Oya: Yes. By the way, I didn’t have any Kurdish friends. When I was studying at the university I remember that I asked myself: “Why have I never had any Kurdish friends before?” Maybe I had some Kurdish friends, but I did not realize that they are Kurdish because they were not introducing themselves as Kurd.   
Anyway, after finishing the “Jewish primary school,” I went to a Christian high school. The school was owned and directed by a catholic cult. The nuns used to live inside the school, some of them even became our teachers. In our high school it was obligatory that the school principal be a priest. I think Christian people felt more comfortable in this school if the principal was a priest. I remember at that school I had more Armenian friends than Jewish ones. I guessed that Armenians prefer that their children attend schools where Christian education and values are taught.

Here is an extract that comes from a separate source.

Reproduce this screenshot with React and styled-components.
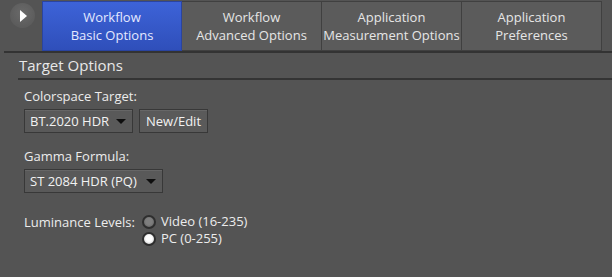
import React from "react";
import styled, { createGlobalStyle } from "styled-components";

const GlobalStyle = createGlobalStyle`
  html, body {
    margin: 0;
    padding: 0;
    background: #545454;
  }
  body {
    font-family: "Open Sans", "Noto Sans", sans-serif;
    color: #ececec;
  }
`;

const Page = styled.div`
  width: 612px;
  height: 277px;
  background: #545454;
  overflow: hidden;
`;

const TopBar = styled.div`
  display: flex;
  align-items: flex-start;
  height: 51px;
  margin-left: 4px;
  border-bottom: 2px solid #333333;
`;

const NavButton = styled.button`
  width: 25px;
  height: 25px;
  margin: 3px 7px 0 6px;
  padding: 0;
  border: none;
  border-radius: 50%;
  background: radial-gradient(circle at 50% 40%, #6a6a6a, #5c5c5c 70%);
  display: flex;
  align-items: center;
  justify-content: center;
  cursor: pointer;
`;

const Tabs = styled.div`
  display: flex;
  height: 51px;
  padding-top: 1px;
  box-sizing: border-box;
`;

const Tab = styled.div`
  width: 140px;
  height: 50px;
  box-sizing: border-box;
  display: flex;
  flex-direction: column;
  align-items: center;
  justify-content: center;
  font-size: 13px;
  line-height: 18px;
  white-space: nowrap;
  color: ${({ $active }) => ($active ? "#e4e9ff" : "#e6e6e6")};
  background: ${({ $active }) =>
    $active ? "linear-gradient(#3d63d8, #2f4fba)" : "#5b5b5b"};
  border: 1px solid ${({ $active }) => ($active ? "#2a44a0" : "#404040")};
  border-left-width: ${({ $first }) => ($first ? "1px" : "0")};
`;

const SectionHeader = styled.div`
  margin-left: 18px;
  padding: 1px 0 0 1px;
  height: 24px;
  font-size: 15px;
  line-height: 22px;
  color: #e8e8e8;
  border-bottom: 2px solid #343434;
`;

const Content = styled.div`
  padding: 7px 0 0 24px;
`;

const Field = styled.div`
  margin-bottom: 14px;
`;

const Label = styled.div`
  font-size: 13px;
  line-height: 18px;
  color: #ececec;
  margin-bottom: 4px;
`;

const Row = styled.div`
  display: flex;
  gap: 6px;
`;

const Select = styled.div`
  width: ${({ $width }) => $width}px;
  height: 24px;
  box-sizing: border-box;
  display: flex;
  align-items: center;
  justify-content: space-between;
  padding: 0 6px 0 5px;
  font-size: 13px;
  color: #f2f2f2;
  background: #595959;
  border: 1px solid #383838;
  box-shadow: inset 0 1px 0 #666666;
`;

const Caret = styled.span`
  width: 0;
  height: 0;
  border-left: 5px solid transparent;
  border-right: 5px solid transparent;
  border-top: 5px solid #0e0e0e;
`;

const Button = styled.button`
  height: 24px;
  padding: 0 6px;
  font-family: inherit;
  font-size: 13px;
  color: #f2f2f2;
  background: #5a5a5a;
  border: 1px solid #383838;
  box-shadow: inset 0 1px 0 #676767;
  cursor: pointer;
`;

const RadioGroupRow = styled.div`
  display: flex;
  align-items: flex-start;
  margin-top: 20px;
`;

const RadioLabel = styled.div`
  font-size: 13px;
  line-height: 17px;
  margin-top: 1px;
  margin-right: 7px;
`;

const RadioList = styled.div`
  display: flex;
  flex-direction: column;
`;

const RadioItem = styled.label`
  display: flex;
  align-items: center;
  gap: 5px;
  font-size: 13px;
  line-height: 17px;
`;

const RadioDot = styled.span`
  width: 14px;
  height: 14px;
  box-sizing: border-box;
  border-radius: 50%;
  border: 2px solid #2e2e2e;
  background: ${({ $on }) =>
    $on
      ? "radial-gradient(circle at 50% 45%, #ffffff 40%, #d8d8d8 75%)"
      : "radial-gradient(circle at 50% 45%, #7e7e7e 40%, #6c6c6c 75%)"};
`;

const tabs = [
  ["Workflow", "Basic Options"],
  ["Workflow", "Advanced Options"],
  ["Application", "Measurement Options"],
  ["Application", "Preferences"],
];

export default function App() {
  return (
    <Page>
      <GlobalStyle />
      <TopBar>
        <NavButton>
          <svg width="8" height="12" viewBox="0 0 8 12">
            <path d="M1 0 L8 6 L1 12 Z" fill="#ffffff" />
          </svg>
        </NavButton>
        <Tabs>
          {tabs.map(([a, b], i) => (
            <Tab key={b} $active={i === 0} $first={i === 0}>
              <span>{a}</span>
              <span>{b}</span>
            </Tab>
          ))}
        </Tabs>
      </TopBar>
      <SectionHeader>Target Options</SectionHeader>
      <Content>
        <Field>
          <Label>Colorspace Target:</Label>
          <Row>
            <Select $width={109}>
              BT.2020 HDR <Caret />
            </Select>
            <Button>New/Edit</Button>
          </Row>
        </Field>
        <Field>
          <Label>Gamma Formula:</Label>
          <Select $width={139}>
            ST 2084 HDR (PQ) <Caret />
          </Select>
        </Field>
        <RadioGroupRow>
          <RadioLabel>Luminance Levels:</RadioLabel>
          <RadioList>
            <RadioItem>
              <RadioDot />
              Video (16-235)
            </RadioItem>
            <RadioItem>
              <RadioDot $on />
              PC (0-255)
            </RadioItem>
          </RadioList>
        </RadioGroupRow>
      </Content>
    </Page>
  );
}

One of my close friends in high school was Armenian. Her family was also quite rich. My prejudice that “all Armenian people are wealthy” changed after I moved to Feriköy (a district in Istanbul where many Armenians live). After I started to get to know the Armenian community in Feriköy better, I realized that not all the Armenians are as rich as I predicted. For example, my parents were also not very rich, but they somehow managed to send my sister and me to private schools. The same condition can be valid for the parents of my Armenian friends. However I always remember such phrases as: “They got all the money,” “They know their business and they’re no fools.” These things were said in such a way as if to imply that the Armenians don’t deserve to be rich or that their wealth is unjust.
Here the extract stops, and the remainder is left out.